Vinyl record sales in Britain doubled between 2012 and 2014, reports the Financial Times, after hitting a 20-year low in 2007. But although 800,000 vinyl records were sold so far this year in the U.K. -- not counting the secondary online sales market -- digital still dominates, with vinyl constituting only 2.4 percent of total music sales. This is in keeping with a rise in the number of vinyl LPs sold in the U.S., which according to Nielsen SoundScan (NLSN) hit 2.9 million in 2013.

“People use digital, and increasingly streaming, because it’s such a fantastically versatile and convenient way to discover, enjoy and share their favorite music,"  said Gennaro Castaldo, a British Phonographic Industry (BPI) spokesman. "But ultimately it’s a function format, whereas vinyl is something that you love to own and collect."

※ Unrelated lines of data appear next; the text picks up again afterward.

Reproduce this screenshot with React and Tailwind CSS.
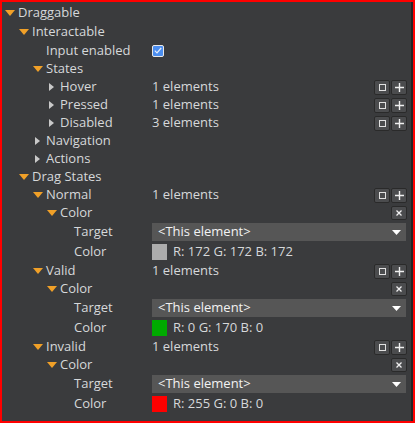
import React from "react";

const font = { fontFamily: '"Open Sans", "Noto Sans", "Liberation Sans", sans-serif' };

function Down() {
  return (
    <svg width="10" height="6" viewBox="0 0 10 6" className="shrink-0">
      <polygon points="0,0 10,0 5,6" fill="#f0a028" />
    </svg>
  );
}

function Right() {
  return (
    <svg width="10" height="10" viewBox="0 0 10 10" className="shrink-0">
      <polygon points="2,1 7,5 2,9" fill="#c9c9c9" />
    </svg>
  );
}

function Btn({ children }) {
  return (
    <div className="flex h-[15px] w-[16px] items-center justify-center rounded-[2px] border border-[#2a2a2a] bg-[#4b4c4e]">
      {children}
    </div>
  );
}

function Buttons() {
  return (
    <div className="ml-auto flex gap-[1px] pr-[4px]">
      <Btn>
        <div className="h-[7px] w-[7px] border border-[#e0e0e0]" />
      </Btn>
      <Btn>
        <svg width="9" height="9" viewBox="0 0 9 9">
          <path d="M4.5 0v9M0 4.5h9" stroke="#f0f0f0" strokeWidth="1.4" />
        </svg>
      </Btn>
    </div>
  );
}

function Close() {
  return (
    <div className="ml-auto pr-[4px]">
      <div className="flex h-[14px] w-[16px] items-center justify-center rounded-[2px] border border-[#2a2a2a] bg-[#4b4c4e]">
        <svg width="6" height="6" viewBox="0 0 6 6">
          <path d="M0.5 0.5l5 5M5.5 0.5l-5 5" stroke="#f0f0f0" strokeWidth="1.3" />
        </svg>
      </div>
    </div>
  );
}

function Row({ level, icon, label, h = "h-[18px]", children }) {
  return (
    <div className={`flex items-center ${h}`}>
      <div className="flex w-[150px] shrink-0 items-center" style={{ paddingLeft: 3 + level * 14 }}>
        <div className="flex w-[13px] items-center justify-start">
          {icon === "down" ? <Down /> : icon === "right" ? <Right /> : null}
        </div>
        <span className="whitespace-nowrap">{label}</span>
      </div>
      <div className="flex flex-1 items-center">{children}</div>
    </div>
  );
}

function Target() {
  return (
    <div className="mr-[5px] flex h-[18px] flex-1 items-center justify-between bg-[#565656] pl-[6px] pr-[5px] text-[#f2f2f2]">
      <span>&lt;This element&gt;</span>
      <svg width="9" height="5" viewBox="0 0 9 5">
        <polygon points="0,0 9,0 4.5,5" fill="#ffffff" />
      </svg>
    </div>
  );
}

function Swatch({ color, text }) {
  return (
    <div className="flex items-center gap-[6px]">
      <div className={`h-[16px] w-[15px] ${color}`} />
      <span>{text}</span>
    </div>
  );
}

function StateBlock({ name, color, text }) {
  return (
    <>
      <Row level={2} icon="down" label={name}>
        <span>1 elements</span>
        <Buttons />
      </Row>
      <Row level={3} icon="down" label="Color">
        <Close />
      </Row>
      <Row level={4} label="Target" h="h-[20px]">
        <Target />
      </Row>
      <Row level={4} label="Color" h="h-[20px]">
        <Swatch color={color} text={text} />
      </Row>
    </>
  );
}

export default function App() {
  return (
    <div
      className="flex h-[423px] w-[415px] overflow-hidden border-2 border-[#ff0000] bg-[#3a3b3d] text-[13px] text-[#d6d8da]"
      style={font}
    >
      <div className="flex-1 pt-[2px]">
        <Row level={0} icon="down" label="Draggable" />
        <Row level={1} icon="down" label="Interactable" h="h-[19px]" />
        <Row level={2} label="Input enabled" h="h-[19px]">
          <div className="flex h-[12px] w-[12px] items-center justify-center rounded-[2px] border border-[#e8e8e8] bg-[#4b8ef0]">
            <svg width="8" height="7" viewBox="0 0 8 7">
              <path d="M0.8 3.6l2.2 2.2 4.2-4.8" stroke="#e6eefc" strokeWidth="1.2" fill="none" />
            </svg>
          </div>
        </Row>
        <Row level={2} icon="down" label="States" />
        <Row level={3} icon="right" label="Hover">
          <span>1 elements</span>
          <Buttons />
        </Row>
        <Row level={3} icon="right" label="Pressed">
          <span>1 elements</span>
          <Buttons />
        </Row>
        <Row level={3} icon="right" label="Disabled">
          <span>3 elements</span>
          <Buttons />
        </Row>
        <Row level={2} icon="right" label="Navigation" />
        <Row level={2} icon="right" label="Actions" />
        <Row level={1} icon="down" label="Drag States" />
        <StateBlock name="Normal" color="bg-[#acacac]" text="R: 172 G: 172 B: 172" />
        <StateBlock name="Valid" color="bg-[#00aa00]" text="R: 0 G: 170 B: 0" />
        <StateBlock name="Invalid" color="bg-[#ff0000]" text="R: 255 G: 0 B: 0" />
      </div>
      <div className="w-[2px] bg-[#242526]" />
    </div>
  );
}
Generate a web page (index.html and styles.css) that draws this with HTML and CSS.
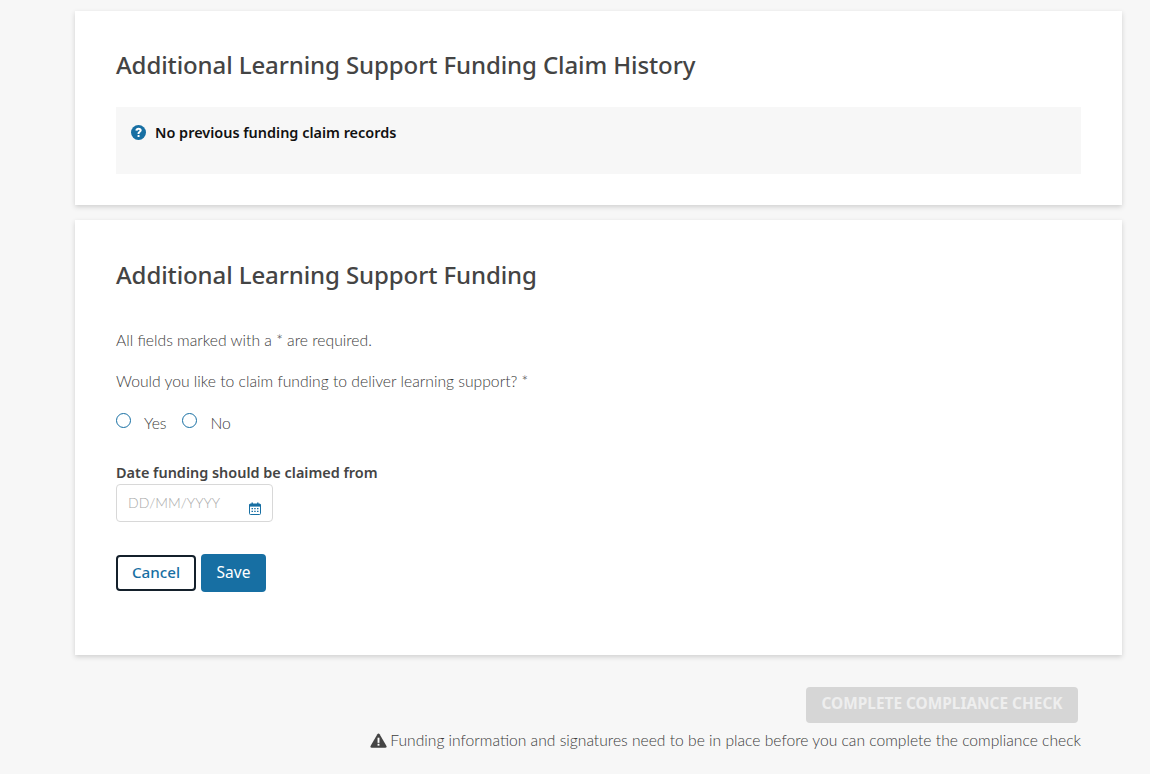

Theories abound regarding vinyl's resurgence. Music lovers have become more interested in sound quality. There's a rise in interest in vintage products and the fetishization of analog. And albums have even reached the status of a collectible luxury good in some circles. In London's tony Brompton Cross, albums featuring original artwork and high-quality pressings are sold at the Vinyl Factory gallery to collectors with the attention normally paid to art.

The forecast for vinyl albums, in other words, continues to be groovy. Whether it's the Brazilian collector who is buying up mountains of vinyl, Urban Outfitters claiming (incorrectly) that they were responsible for the most sales in the world (it's actually Amazon), or Neil Young's Pono Player promising the "feeling" and quality of vinyl, the vinyl revival continues.